Posted by hkarner - 26. April 2013

Date: 26-04-2013
Source: Foreign Affairs By Mark Blyth

Unable to take constructive action toward any common end, the U.S. Congress has recently been reduced to playing an ongoing game of chicken with the American economy. The debt-ceiling debacle gave way to the “fiscal cliff,” which morphed into the across-the-board cuts in military and discretionary spending known as “sequestration.” Whatever happens next on the tax front, further cuts in spending seem likely. And so a modified form of the austerity that has characterized policymaking in Europe since 2010 is coming to the United States as well; the only questions are how big the hit will end up being and who will bear the brunt. What makes all this so absurd is that the European experience has shown yet again why joining the austerity club is exactly the wrong thing for a struggling economy to do.

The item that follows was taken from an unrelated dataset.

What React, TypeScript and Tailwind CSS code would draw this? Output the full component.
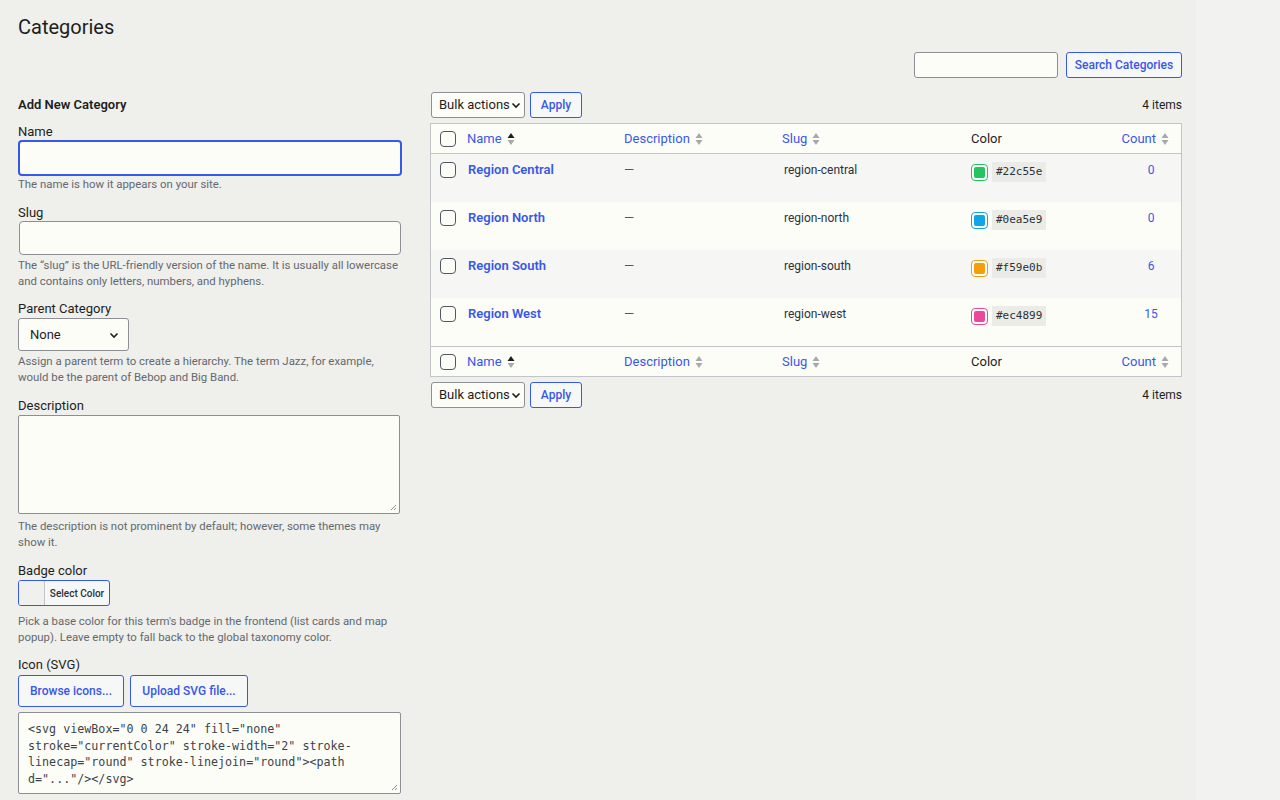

The eurozone countries, the United Kingdom, and the Baltic states have volunteered as subjects in a grand experiment that aims to find out if it is possible for an economically stagnant country to cut its way to prosperity. Austerity — the deliberate deflation of domestic wages and prices through cuts to public spending –– is designed to reduce a state’s debts and deficits, increase its economic competitiveness, and restore what is vaguely referred to as “business confidence.” The last point is key: advocates of austerity believe that slashing spending spurs private investment, since it signals that the government will neither be crowding out the market for investment with its own stimulus efforts nor be adding to its debt burden. Consumers and producers, the argument goes, will feel confident about the future and will spend more, allowing the economy to grow again. Den Rest des Beitrags lesen »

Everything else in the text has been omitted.